▸ ROWS
== == ==

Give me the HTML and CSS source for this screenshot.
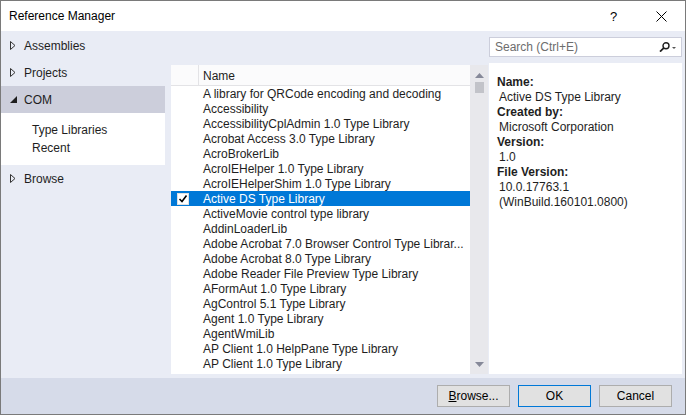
FILE: index.html
```html
<!DOCTYPE html>
<html>
<head>
<meta charset="utf-8">
<link rel="stylesheet" href="styles.css">
</head>
<body>
<div class="window">
  <div class="titlebar">
    <span class="title">Reference Manager</span>
    <span class="help">?</span>
    <svg class="close" width="11" height="11" viewBox="0 0 11 11"><path d="M0.5 0.5 L10.5 10.5 M10.5 0.5 L0.5 10.5" stroke="#000" stroke-width="1" fill="none"/></svg>
  </div>
  <div class="main">
    <div class="nav">
      <div class="nav-item"><svg class="tri" width="6" height="9" viewBox="0 0 6 9"><path d="M0.5 0.5 L5 4.5 L0.5 8.5 Z" fill="none" stroke="#333" stroke-width="1"/></svg>Assemblies</div>
      <div class="nav-item"><svg class="tri" width="6" height="9" viewBox="0 0 6 9"><path d="M0.5 0.5 L5 4.5 L0.5 8.5 Z" fill="none" stroke="#333" stroke-width="1"/></svg>Projects</div>
      <div class="nav-item active"><svg class="tri" width="7" height="7" viewBox="0 0 7 7"><path d="M7 0 L7 7 L0 7 Z" fill="#1e1e1e"/></svg>COM</div>
      <div class="nav-sub">
        <div class="sub-item">Type Libraries</div>
        <div class="sub-item">Recent</div>
      </div>
      <div class="nav-item"><svg class="tri" width="6" height="9" viewBox="0 0 6 9"><path d="M0.5 0.5 L5 4.5 L0.5 8.5 Z" fill="none" stroke="#333" stroke-width="1"/></svg>Browse</div>
    </div>
    <div class="center">
      <div class="list">
        <div class="list-body">
          <div class="header"><div class="hcheck"></div><div class="hname">Name</div></div>
          <div class="rows">
            <div class="row"><span class="chk"></span>A library for QRCode encoding and decoding</div>
            <div class="row"><span class="chk"></span>Accessibility</div>
            <div class="row"><span class="chk"></span>AccessibilityCplAdmin 1.0 Type Library</div>
            <div class="row"><span class="chk"></span>Acrobat Access 3.0 Type Library</div>
            <div class="row"><span class="chk"></span>AcroBrokerLib</div>
            <div class="row"><span class="chk"></span>AcroIEHelper 1.0 Type Library</div>
            <div class="row"><span class="chk"></span>AcroIEHelperShim 1.0 Type Library</div>
            <div class="row selected"><span class="chk"><span class="box"><svg width="10" height="10" viewBox="0 0 10 10"><path d="M1.5 5 L4 7.5 L8.5 1.5" fill="none" stroke="#000" stroke-width="1.6"/></svg></span></span>Active DS Type Library</div>
            <div class="row"><span class="chk"></span>ActiveMovie control type library</div>
            <div class="row"><span class="chk"></span>AddinLoaderLib</div>
            <div class="row"><span class="chk"></span>Adobe Acrobat 7.0 Browser Control Type Librar...</div>
            <div class="row"><span class="chk"></span>Adobe Acrobat 8.0 Type Library</div>
            <div class="row"><span class="chk"></span>Adobe Reader File Preview Type Library</div>
            <div class="row"><span class="chk"></span>AFormAut 1.0 Type Library</div>
            <div class="row"><span class="chk"></span>AgControl 5.1 Type Library</div>
            <div class="row"><span class="chk"></span>Agent 1.0 Type Library</div>
            <div class="row"><span class="chk"></span>AgentWmiLib</div>
            <div class="row"><span class="chk"></span>AP Client 1.0 HelpPane Type Library</div>
            <div class="row"><span class="chk"></span>AP Client 1.0 Type Library</div>
          </div>
        </div>
        <div class="scrollbar">
          <svg class="arrow" width="9" height="5" viewBox="0 0 9 5"><path d="M0 5 L4.5 0 L9 5 Z" fill="#868999"/></svg>
          <div class="thumb"></div>
          <div class="track"></div>
          <svg class="arrow" width="9" height="5" viewBox="0 0 9 5"><path d="M0 0 L9 0 L4.5 5 Z" fill="#868999"/></svg>
        </div>
      </div>
    </div>
    <div class="right">
      <div class="search">
        <span class="placeholder">Search (Ctrl+E)</span>
        <svg class="search-icon" width="18" height="10" viewBox="0 0 18 10"><circle cx="7" cy="3.8" r="3" fill="none" stroke="#1e1e1e" stroke-width="1.4"/><path d="M4.9 5.9 L1 9.6" stroke="#1e1e1e" stroke-width="1.8"/><path d="M13 5 L17 5 L15 7 Z" fill="#555"/></svg>
      </div>
      <div class="details">
        <div class="label">Name:</div>
        <div class="value">Active DS Type Library</div>
        <div class="label">Created by:</div>
        <div class="value">Microsoft Corporation</div>
        <div class="label">Version:</div>
        <div class="value">1.0</div>
        <div class="label">File Version:</div>
        <div class="value">10.0.17763.1</div>
        <div class="value">(WinBuild.160101.0800)</div>
      </div>
    </div>
  </div>
  <div class="bottombar">
    <button class="btn"><u>B</u>rowse...</button>
    <button class="btn default">OK</button>
    <button class="btn">Cancel</button>
  </div>
</div>
</body>
</html>
```

FILE: styles.css
```css
* { box-sizing: border-box; }
html, body { margin: 0; padding: 0; }
body {
  font-family: "Segoe UI", "Liberation Sans", Arial, sans-serif;
  font-size: 12px;
  color: #1e1e1e;
  background: #fff;
}
.window {
  width: 686px;
  height: 415px;
  border: 1px solid #7a7a7a;
  display: flex;
  flex-direction: column;
  background: #e9ecf5;
}
.titlebar {
  height: 30px;
  background: #fff;
  display: flex;
  align-items: center;
  padding-left: 8px;
  flex: none;
}
.title { color: #000; flex: 1; }
.help { width: 10px; font-size: 13px; color: #000; margin-right: 36px; }
.close { margin-right: 18px; }
.main {
  flex: 1;
  display: flex;
  min-height: 0;
}
.nav {
  width: 164px;
  flex: none;
  padding-top: 1px;
}
.nav-item {
  height: 27px;
  display: flex;
  align-items: center;
  padding-left: 9px;
  font-size: 12px;
  color: #1e1e1e;
}
.nav-item .tri { margin-right: 8px; }
.nav-item.active { background: #cccedb; }
.nav-item.active .tri { margin-right: 7px; }
.nav-sub {
  background: #fff;
  padding: 8px 0 8px 31px;
}
.sub-item { height: 18px; line-height: 18px; }
.center {
  width: 324px;
  flex: none;
  padding: 34px 1px 4px 6px;
  display: flex;
}
.list {
  flex: 1;
  display: flex;
  background: #fff;
}
.list-body {
  flex: 1;
  display: flex;
  flex-direction: column;
  overflow: hidden;
}
.header {
  height: 21px;
  display: flex;
  background: #fbfbfc;
  border-bottom: 1px solid #e3e3e6;
  flex: none;
}
.hcheck { width: 28px; border-right: 1px solid #e3e3e6; }
.hname { padding-left: 4px; padding-top: 1px; line-height: 20px; }
.rows { overflow: hidden; }
.row {
  height: 15px;
  line-height: 15px;
  padding-top: 1px;
  display: flex;
  white-space: nowrap;
  color: #1e1e1e;
}
.row .chk { width: 32px; height: 14px; flex: none; display: flex; align-items: center; padding-left: 6px; }
.row.selected { background: #0078d7; color: #fff; }
.box {
  width: 12px; height: 12px;
  background: #fff;
  border: 1px solid #e0e0e0;
  display: flex; align-items: center; justify-content: center;
}
.scrollbar {
  width: 18px;
  flex: none;
  background: #e8e8ec;
  display: flex;
  flex-direction: column;
  align-items: center;
  padding: 8px 0 7px;
}
.thumb {
  width: 9px;
  height: 11px;
  background: #c2c3c9;
  margin-top: 4px;
  margin-left: 1px;
}
.track { flex: 1; }
.right {
  flex: 1;
  padding: 6px 3px 4px 0;
  display: flex;
  flex-direction: column;
  gap: 6px;
}
.search {
  height: 20px;
  background: #fff;
  border: 1px solid #cccedb;
  display: flex;
  align-items: center;
  padding: 0 4px 0 5px;
  flex: none;
}
.placeholder { flex: 1; color: #6d6d6d; }
.details {
  flex: 1;
  background: #fff;
  padding: 12px 8px;
}
.label { font-weight: bold; height: 15px; line-height: 15px; color: #1e1e1e; }
.value { height: 15px; line-height: 15px; padding-left: 2px; }
.bottombar {
  height: 36px;
  flex: none;
  background: #d6dbe9;
  display: flex;
  justify-content: flex-end;
  align-items: flex-start;
  padding: 7px 13px 0 0;
  gap: 8px;
}
.btn {
  width: 73px;
  height: 22px;
  background: #e1e1e1;
  border: 1px solid #adadad;
  font-family: inherit;
  font-size: 12px;
  color: #000;
  padding: 0;
}
.btn.default { border-color: #0078d7; }
```
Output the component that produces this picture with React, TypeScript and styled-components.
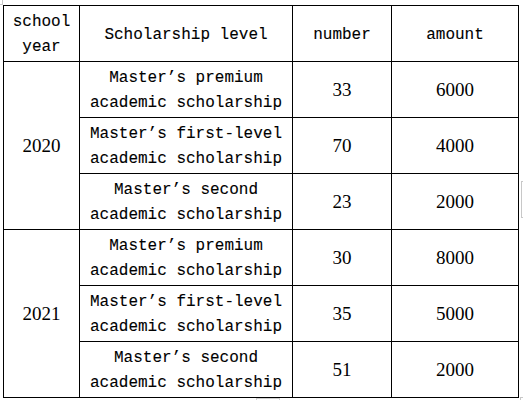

== == ==

▸ TASK PROMPT
Write out each line of the data that holds the string "this".

▸ EXERCISE RESULT
Give me the HTML and CSS source for this screenshot.
Output the component that produces this picture with React, TypeScript and styled-components.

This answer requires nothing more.